Ce matin-là, le conducteur du camion a ouvert la ridelle pour charger sa benne. Elle était toujours ouverte au moment de faire le plein d'essence, puis c'est le "trou noir", assure aujourd'hui le jeune homme, vêtu d'une chemise noire et d'un jean, visage juvénile rougi par les larmes. "Je sais pas si je suis passé par l'avant ou l'arrière (en remontant dans son camion), mais elle était à hauteur de mes yeux", poursuit-il entre deux sanglots, assurant qu'il n'aurait "pas roulé avec une ridelle ouverte".

 

"Je n'ai pas réalisé"

Au moment de croiser le car, "je me suis concentré car à cet endroit la route était étroite", relate le jeune homme. Une mise en situation du camion peu après le drame a montré pourtant qu'un contrôle de rétroviseur permettait d'apercevoir la ridelle. "C'est possible, oui que je ne l'ai pas vue, avec la pluie", finit par concéder le jeune homme, en évoquant aussi la couleur de la ridelle, un peu rouillée, qui pouvait se confondre dans la nuit.

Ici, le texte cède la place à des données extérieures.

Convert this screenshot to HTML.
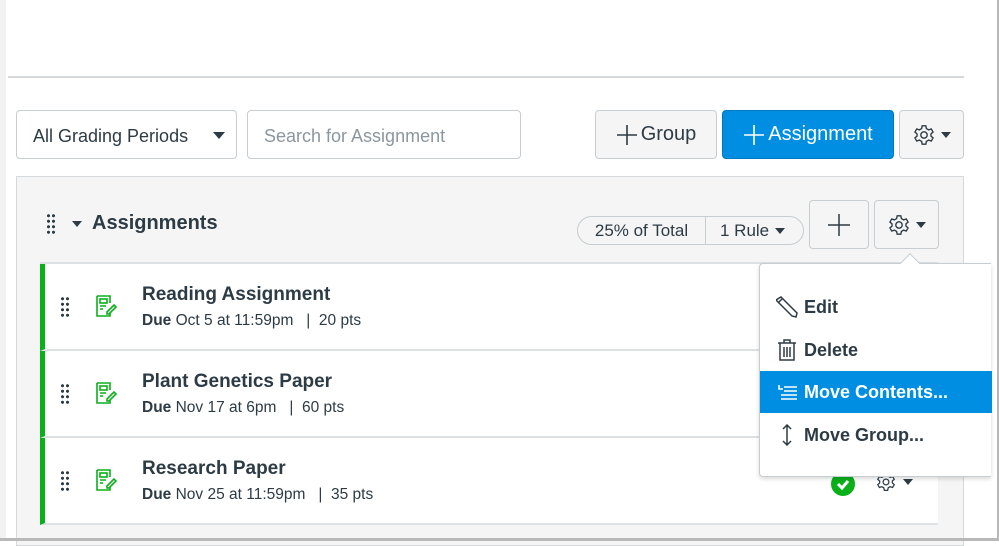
<!DOCTYPE html>
<html><head><meta charset="utf-8"><style>
*{box-sizing:border-box;margin:0;padding:0}
body{width:999px;height:541px;overflow:hidden;background:#fff;font-family:"Liberation Sans",sans-serif;color:#2d3b45;position:relative}
.a{position:absolute}
.btn{position:absolute;border:1px solid #c7cdd1;border-radius:4px;background:#f5f5f5;display:flex;align-items:center;justify-content:center;font-size:20px;color:#2d3b45}
.row{position:absolute;left:40px;width:898px;height:87px;background:#fff;border-bottom:2px solid #dde1e4;border-left:5px solid #0ab01a}
.dots{position:absolute;width:10px;height:22px;background-image:radial-gradient(circle,#2d3b45 1.4px,transparent 1.7px);background-size:5px 5.5px}
.title{position:absolute;font-size:19px;font-weight:bold;color:#2d3b45}
.sub{position:absolute;font-size:15.5px;color:#2d3b45}
.mi{position:absolute;left:0;width:232px;height:42px;display:flex;align-items:center;padding-left:16px;font-size:18px;font-weight:bold;color:#2d3b45}
.mi svg{margin-right:6px}
</style></head><body>
<div class="a" style="left:0;top:0;width:6px;height:541px;background:#f2f2f2"></div>
<div class="a" style="left:8px;top:76px;width:956px;height:2px;background:#d5d9dc"></div>

<div class="a" style="left:16px;top:110px;width:221px;height:49px;border:1px solid #c7cdd1;border-radius:4px;font-size:18px;padding:15px 0 0 16px">All Grading Periods<span class="a" style="left:196px;top:21px;border-left:6px solid transparent;border-right:6px solid transparent;border-top:7px solid #2d3b45"></span></div>
<div class="a" style="left:247px;top:110px;width:274px;height:49px;border:1px solid #c7cdd1;border-radius:4px;font-size:18px;padding:15px 0 0 16px;color:#8b969e">Search for Assignment</div>
<div class="btn" style="left:595px;top:110px;width:122px;height:49px"><svg width="22" height="22" viewBox="0 0 22 22" stroke="#2d3b45" stroke-width="1.6"><path d="M11 1v20M1 11h20"/></svg><span style="margin-left:3px">Group</span></div>
<div class="btn" style="left:722px;top:110px;width:172px;height:49px;background:#008ee2;border-color:#0079c1;color:#fff"><svg width="22" height="22" viewBox="0 0 22 22" stroke="#fff" stroke-width="1.6"><path d="M11 1v20M1 11h20"/></svg><span style="margin-left:3px">Assignment</span></div>
<div class="btn" style="left:899px;top:110px;width:65px;height:49px"><svg width="22" height="22" viewBox="0 0 24 24" fill="none" stroke="#2d3b45" stroke-width="1.5"><path d="M10 2h4l.6 3 2.4 1.4 2.9-1 2 3.4-2.3 2v2.4l2.3 2-2 3.4-2.9-1-2.4 1.4-.6 3h-4l-.6-3-2.4-1.4-2.9 1-2-3.4 2.3-2v-2.4l-2.3-2 2-3.4 2.9 1L9.4 5z"/><circle cx="12" cy="12" r="3.5"/></svg><span style="margin-left:6px;border-left:5px solid transparent;border-right:5px solid transparent;border-top:6px solid #2d3b45"></span></div>

<div class="a" style="left:16px;top:176px;width:948px;height:370px;background:#f5f5f5;border:1px solid #d5d9dc"></div>
<div class="dots" style="left:46px;top:213px"></div>
<div class="a" style="left:72px;top:221px;border-left:5px solid transparent;border-right:5px solid transparent;border-top:6px solid #2d3b45"></div>
<div class="a" style="left:92px;top:212px;font-size:20px;font-weight:bold">Assignments</div>
<div class="a" style="left:577px;top:216px;width:227px;height:29px;border:1px solid #c7cdd1;border-radius:15px;background:#f5f5f5;font-size:17px;display:flex;align-items:center">
<span style="width:128px;text-align:center;border-right:1px solid #c7cdd1;height:27px;line-height:27px">25% of Total</span><span style="padding-left:14px">1 Rule</span><span style="margin-left:6px;border-left:5px solid transparent;border-right:5px solid transparent;border-top:6px solid #2d3b45"></span></div>
<div class="btn" style="left:809px;top:200px;width:60px;height:49px"><svg width="24" height="24" viewBox="0 0 24 24" stroke="#2d3b45" stroke-width="1.5"><path d="M12 1v22M1 12h22"/></svg></div>
<div class="btn" style="left:874px;top:200px;width:65px;height:49px"><svg width="22" height="22" viewBox="0 0 24 24" fill="none" stroke="#2d3b45" stroke-width="1.5"><path d="M10 2h4l.6 3 2.4 1.4 2.9-1 2 3.4-2.3 2v2.4l2.3 2-2 3.4-2.9-1-2.4 1.4-.6 3h-4l-.6-3-2.4-1.4-2.9 1-2-3.4 2.3-2v-2.4l-2.3-2 2-3.4 2.9 1L9.4 5z"/><circle cx="12" cy="12" r="3.5"/></svg><span style="margin-left:6px;border-left:5px solid transparent;border-right:5px solid transparent;border-top:6px solid #2d3b45"></span></div>

<div class="a" style="left:40px;top:262px;width:898px;height:2px;background:#dde1e4"></div>
<div class="row" style="top:264px"></div>
<div class="row" style="top:351px"></div>
<div class="row" style="top:438px"></div>

<div class="dots" style="left:60px;top:296px"></div>
<div class="dots" style="left:60px;top:383px"></div>
<div class="dots" style="left:60px;top:470px"></div>

<svg class="a" style="left:95px;top:295px" width="22" height="22" viewBox="0 0 22 22" fill="none" stroke="#0ab01a" stroke-width="1.6"><path d="M2 1h13v7M2 1v20h13v-3"/><rect x="5" y="4" width="7" height="4"/><path d="M5 11h6M5 14h3M12 17l7-7 2 2-7 7h-2z"/></svg>
<svg class="a" style="left:95px;top:382px" width="22" height="22" viewBox="0 0 22 22" fill="none" stroke="#0ab01a" stroke-width="1.6"><path d="M2 1h13v7M2 1v20h13v-3"/><rect x="5" y="4" width="7" height="4"/><path d="M5 11h6M5 14h3M12 17l7-7 2 2-7 7h-2z"/></svg>
<svg class="a" style="left:95px;top:469px" width="22" height="22" viewBox="0 0 22 22" fill="none" stroke="#0ab01a" stroke-width="1.6"><path d="M2 1h13v7M2 1v20h13v-3"/><rect x="5" y="4" width="7" height="4"/><path d="M5 11h6M5 14h3M12 17l7-7 2 2-7 7h-2z"/></svg>

<div class="title" style="left:142px;top:284px">Reading Assignment</div>
<div class="sub" style="left:142px;top:312px"><b>Due</b> Oct 5 at 11:59pm &nbsp;&nbsp;| &nbsp;20 pts</div>
<div class="title" style="left:142px;top:371px">Plant Genetics Paper</div>
<div class="sub" style="left:142px;top:399px"><b>Due</b> Nov 17 at 6pm &nbsp;&nbsp;| &nbsp;60 pts</div>
<div class="title" style="left:142px;top:458px">Research Paper</div>
<div class="sub" style="left:142px;top:486px"><b>Due</b> Nov 25 at 11:59pm &nbsp;&nbsp;| &nbsp;35 pts</div>

<div class="a" style="left:831px;top:472px;width:24px;height:24px;border-radius:50%;background:#0ab01a"></div>
<svg class="a" style="left:831px;top:472px" width="24" height="24" viewBox="0 0 24 24" fill="none" stroke="#fff" stroke-width="3"><path d="M7 12l4 4 6-7"/></svg>
<svg class="a" style="left:876px;top:472px" width="20" height="20" viewBox="0 0 24 24" fill="none" stroke="#2d3b45" stroke-width="1.5"><path d="M10 2h4l.6 3 2.4 1.4 2.9-1 2 3.4-2.3 2v2.4l2.3 2-2 3.4-2.9-1-2.4 1.4-.6 3h-4l-.6-3-2.4-1.4-2.9 1-2-3.4 2.3-2v-2.4l-2.3-2 2-3.4 2.9 1L9.4 5z"/><circle cx="12" cy="12" r="3.5"/></svg>
<div class="a" style="left:903px;top:479px;border-left:5px solid transparent;border-right:5px solid transparent;border-top:6px solid #2d3b45"></div>

<div class="a" style="left:759px;top:263px;width:232px;height:214px;background:#fff;border:1px solid #c7cdd1;border-right:none;border-radius:4px 0 0 4px;box-shadow:0 2px 4px rgba(0,0,0,.15)">
<div class="mi" style="top:22px"><svg width="22" height="22" viewBox="0 0 22 22" fill="none" stroke="#2d3b45" stroke-width="1.5"><path d="M5 1l16 16-1 4-4-1L0 4z M3 6l3-3"/></svg>Edit</div>
<div class="mi" style="top:65px"><svg width="22" height="22" viewBox="0 0 22 22" fill="none" stroke="#2d3b45" stroke-width="1.5"><path d="M2 4h18M8 4V1h6v3M4 4v17h14V4M8 8v10M11 8v10M14 8v10"/></svg>Delete</div>
<div class="mi" style="top:107px;background:#008ee2;color:#fff"><svg width="22" height="22" viewBox="0 0 22 22" fill="none" stroke="#fff" stroke-width="1.5"><path d="M3 4v4h4M8 6h13M8 10h13M5 14h16M5 18h16"/></svg>Move Contents...</div>
<div class="mi" style="top:150px"><svg width="22" height="22" viewBox="0 0 22 22" fill="none" stroke="#2d3b45" stroke-width="1.5"><path d="M11 1v20M7 5l4-4 4 4M7 17l4 4 4-4"/></svg>Move Group...</div>
</div>
<div class="a" style="left:903px;top:256px;width:14px;height:14px;background:#fff;border-left:1px solid #c7cdd1;border-top:1px solid #c7cdd1;transform:rotate(45deg)"></div>

<div class="a" style="left:997px;top:0;width:2px;height:541px;background:#b8b8b8"></div>
<div class="a" style="left:0;top:538px;width:999px;height:3px;background:#b8b8b8"></div>
</body></html>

Au moment du choc, "je n'ai pas réalisé, c'est quand j'ai vu les images, les corps, que j'ai compris ce qui s'était passé", poursuit-il, encore en pleurs, alors qu'il encourt cinq ans de prison et 75.000 euros d'amende. Il est jugé seul sans son ex-employeur Eiffage, mis en examen fin 2020, mais qui a bénéficié d'un non-lieu. Le conducteur avait évoqué l'hypothèse d'un dysfonctionnement sur le système hydraulique de la benne. La justice n'a toutefois vu ni "défaillance mécanique" ni "aucun manquement à la législation relative à la sécurité". A l'époque, aucune norme n'imposait aux camions d'être équipés d'alarmes sonore et visuelle qui auraient prévenu le conducteur.

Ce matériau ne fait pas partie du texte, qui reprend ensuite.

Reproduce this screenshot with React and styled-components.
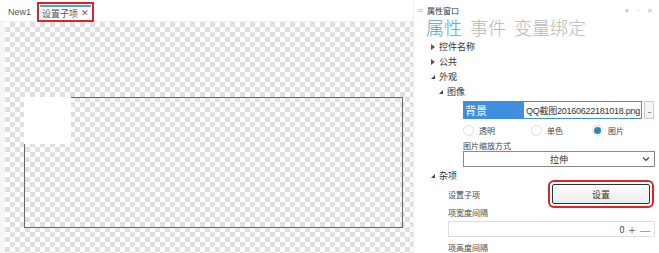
import React from 'react';
import styled, { createGlobalStyle } from 'styled-components';

const GlobalStyle = createGlobalStyle`
  html, body {
    margin: 0;
    padding: 0;
    background: #fff;
    overflow: hidden;
  }
  body {
    font-family: "Noto Sans CJK SC", "Liberation Sans", sans-serif;
    color: #333;
  }
`;

const Screen = styled.div`
  width: 659px;
  height: 253px;
  display: flex;
  overflow: hidden;
  background: #fff;
`;

const Designer = styled.div`
  width: 413px;
  display: flex;
  flex-direction: column;
  border-right: 1px solid #ececec;
`;

const TabBar = styled.div`
  height: 22px;
  flex-shrink: 0;
  display: flex;
  align-items: flex-start;
  padding-left: 8px;
  gap: 9px;
  border-bottom: 1px solid #f0f0f0;
  box-sizing: border-box;
`;

const DocTab = styled.div`
  font-family: "Liberation Sans", "Noto Sans CJK SC", sans-serif;
  font-size: 9px;
  height: 14px;
  margin-top: 5px;
  display: flex;
  align-items: center;
  color: #555;
  box-sizing: border-box;
  ${(p) =>
    p.$active &&
    `
    border-top: 2px solid #5b9fc7;
    padding: 0 2px;
    outline: 2px solid #d6262a;
    outline-offset: 1px;
  `}
`;

const Close = styled.span`
  margin-left: 3px;
  font-size: 9px;
  color: #666;
`;

const CanvasWrap = styled.div`
  flex: 1;
  display: flex;
  background: #f6f6f6;
`;

const Canvas = styled.div`
  flex: 1;
  margin-left: 5px;
  position: relative;
  background-color: #fff;
  background-image: conic-gradient(#dfdfdf 25%, #fff 0 50%, #dfdfdf 0 75%, #fff 0);
  background-size: 10px 10px;
`;

const Frame = styled.div`
  position: absolute;
  left: 19px;
  top: 75px;
  width: 379px;
  height: 131px;
  border: 1px solid #666;
  box-sizing: border-box;
`;

const WhiteBlock = styled.div`
  position: absolute;
  left: 19px;
  top: 75px;
  width: 47px;
  height: 47px;
  background: #fff;
`;

const Panel = styled.div`
  flex: 1;
  display: flex;
  flex-direction: column;
  padding-left: 4px;
  overflow: hidden;
  & > * {
    flex-shrink: 0;
  }
`;

const PanelHead = styled.div`
  height: 20px;
  display: flex;
  align-items: center;
  font-size: 8px;
  color: #333;
`;

const Grip = styled.svg`
  margin-right: 4px;
`;

const HeadTitle = styled.span`
  flex: 1;
`;

const HeadIcons = styled.span`
  color: #bbb;
  font-size: 7px;
  letter-spacing: 2px;
  padding-right: 4px;
`;

const BigTabs = styled.div`
  display: flex;
  gap: 8px;
  padding-left: 8px;
  height: 14px;
  align-items: center;
`;

const BigTab = styled.span`
  font-size: 18px;
  font-weight: 300;
  line-height: 1;
  color: ${(p) => (p.$active ? '#4ea3d3' : '#b8b8b8')};
`;

const Body = styled.div`
  display: flex;
  flex-direction: column;
  padding-left: 13px;
  padding-top: 5px;
  & > * {
    flex-shrink: 0;
  }
`;

const TreeRow = styled.div`
  height: 15px;
  display: flex;
  align-items: center;
  font-size: 9px;
  color: #333;
  padding-left: ${(p) => p.$indent || 0}px;
  margin-top: ${(p) => p.$gap || 0}px;
`;

const Arrow = styled.span`
  display: inline-block;
  width: 0;
  height: 0;
  margin-right: 4px;
  ${(p) =>
    p.$open
      ? `
    border-left: 4px solid transparent;
    border-bottom: 4px solid #444;
  `
      : `
    border-top: 3px solid transparent;
    border-bottom: 3px solid transparent;
    border-left: 4px solid #555;
  `}
`;

const Section = styled.div`
  display: flex;
  flex-direction: column;
  padding-left: ${(p) => p.$indent || 0}px;
  padding-right: 4px;
  & > * {
    flex-shrink: 0;
  }
`;

const ImageRow = styled.div`
  display: flex;
  height: 18px;
  margin-top: 2px;
  align-items: stretch;
`;

const ImageLabel = styled.div`
  width: 60px;
  background: #3f8fde;
  color: #fff;
  font-size: 11px;
  display: flex;
  align-items: center;
  padding-left: 2px;
  box-sizing: border-box;
`;

const ImageInput = styled.div`
  width: 119px;
  border: 1px solid #3f8fde;
  box-sizing: border-box;
  font-family: "Liberation Sans", "Noto Sans CJK SC", sans-serif;
  font-size: 9px;
  letter-spacing: -0.25px;
  display: flex;
  align-items: center;
  padding-left: 2px;
  color: #333;
  white-space: nowrap;
  overflow: hidden;
`;

const DotsBtn = styled.div`
  width: 10px;
  margin-left: 2px;
  border: 1px solid #ccc;
  box-sizing: border-box;
  font-size: 7px;
  display: flex;
  align-items: center;
  justify-content: center;
  color: #555;
  background: #f5f5f5;
  letter-spacing: -1px;
`;

const RadioRow = styled.div`
  display: flex;
  height: 18px;
  align-items: center;
  margin-top: 2px;
`;

const RadioItem = styled.label`
  width: ${(p) => p.$w}px;
  display: flex;
  align-items: center;
  font-size: 8px;
  color: #444;
`;

const RadioDot = styled.span`
  width: 11px;
  height: 11px;
  border-radius: 50%;
  border: 1px solid #ddd;
  box-sizing: border-box;
  margin-right: 5px;
  background: #fff;
  display: flex;
  align-items: center;
  justify-content: center;
  &::after {
    content: '';
    width: 7px;
    height: 7px;
    border-radius: 50%;
    background: ${(p) => (p.$on ? '#2a86b4' : 'transparent')};
  }
`;

const FieldLabel = styled.div`
  font-size: 8px;
  color: #444;
  height: ${(p) => p.$h || 12}px;
  display: flex;
  align-items: center;
`;

const Select = styled.div`
  height: 16px;
  border: 1px solid #888;
  box-sizing: border-box;
  display: flex;
  align-items: center;
  position: relative;
  justify-content: center;
  font-size: 9px;
  color: #333;
`;

const Chevron = styled.svg`
  position: absolute;
  right: 4px;
  top: 4px;
`;

const PropRow = styled.div`
  display: flex;
  align-items: center;
  height: 20px;
  margin-top: 1px;
`;

const PropName = styled.div`
  width: 104px;
  font-size: 8px;
  color: #444;
`;

const SetButton = styled.button`
  width: 98px;
  height: 20px;
  border: 1px solid #333;
  border-radius: 2px;
  background: linear-gradient(#fdfdfd, #ececec);
  font-family: inherit;
  font-size: 9px;
  color: #333;
  outline: 2px solid #d6262a;
  outline-offset: 2px;
  padding: 0;
`;

const NumberBox = styled.div`
  height: 16px;
  border: 1px solid #ddd;
  box-sizing: border-box;
  display: flex;
  align-items: center;
  justify-content: flex-end;
  font-size: 9px;
  color: #444;
  padding-right: 3px;
  gap: 4px;
`;

const Stepper = styled.span`
  color: #555;
  font-size: 13px;
  line-height: 1;
  font-weight: 300;
`;

export default function App() {
  return (
    <>
      <GlobalStyle />
      <Screen>
        <Designer>
          <TabBar>
            <DocTab>New1</DocTab>
            <DocTab $active>
              设置子项<Close>✕</Close>
            </DocTab>
          </TabBar>
          <CanvasWrap>
            <Canvas>
              <Frame />
              <WhiteBlock />
            </Canvas>
          </CanvasWrap>
        </Designer>
        <Panel>
          <PanelHead>
            <Grip width="5" height="5" viewBox="0 0 5 5">
              <path d="M0 1.5 H5 M0 3.5 H5" stroke="#bbb" strokeWidth="0.8" />
            </Grip>
            <HeadTitle>属性窗口</HeadTitle>
            <HeadIcons>▾ ▫ ✕</HeadIcons>
          </PanelHead>
          <BigTabs>
            <BigTab $active>属性</BigTab>
            <BigTab>事件</BigTab>
            <BigTab>变量绑定</BigTab>
          </BigTabs>
          <Body>
            <TreeRow>
              <Arrow />
              控件名称
            </TreeRow>
            <TreeRow>
              <Arrow />
              公共
            </TreeRow>
            <TreeRow>
              <Arrow $open />
              外观
            </TreeRow>
            <TreeRow $indent={8}>
              <Arrow $open />
              图像
            </TreeRow>
            <Section $indent={32}>
              <ImageRow>
                <ImageLabel>背景</ImageLabel>
                <ImageInput>QQ截图20160622181018.png</ImageInput>
                <DotsBtn>...</DotsBtn>
              </ImageRow>
              <RadioRow>
                <RadioItem $w={68}>
                  <RadioDot />
                  透明
                </RadioItem>
                <RadioItem $w={61}>
                  <RadioDot />
                  单色
                </RadioItem>
                <RadioItem $w={60}>
                  <RadioDot $on />
                  图片
                </RadioItem>
              </RadioRow>
              <FieldLabel $h={12}>图片缩放方式</FieldLabel>
              <Select>
                拉伸
                <Chevron width="8" height="6" viewBox="0 0 8 6">
                  <path d="M1 1.5 L4 4.5 L7 1.5" fill="none" stroke="#444" strokeWidth="1.2" />
                </Chevron>
              </Select>
            </Section>
            <TreeRow $gap={1}>
              <Arrow $open />
              杂项
            </TreeRow>
            <Section $indent={17}>
              <PropRow>
                <PropName>设置子项</PropName>
                <SetButton>设置</SetButton>
              </PropRow>
              <FieldLabel $h={17}>项宽度间隔</FieldLabel>
              <NumberBox>
                0<Stepper>+</Stepper>
                <Stepper>—</Stepper>
              </NumberBox>
              <FieldLabel $h={21}>项高度间隔</FieldLabel>
            </Section>
          </Body>
        </Panel>
      </Screen>
    </>
  );
}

"Il est évident que s'il y avait eu un problème (...) sur le système hydraulique de la benne, la ridelle serait complètement ouverte à 180 degrés", assure l'expert judiciaire Robert Hazan. Six adolescents, 5 lycéens et 1 collégien de 15 à 18 ans, avaient été tués et deux autres blessés grièvement lors de l'accident, l'un des plus graves de transport d'enfants en France depuis celui de Beaune en 1982 (53 morts dont 44 enfants). "On a détruit mon fils, ma vie, mon travail, c'est lui qui a détruit ma famille", témoigne Sandrine Audet, la mère de Florian, en désignant le prévenu. L'audience se poursuit mardi.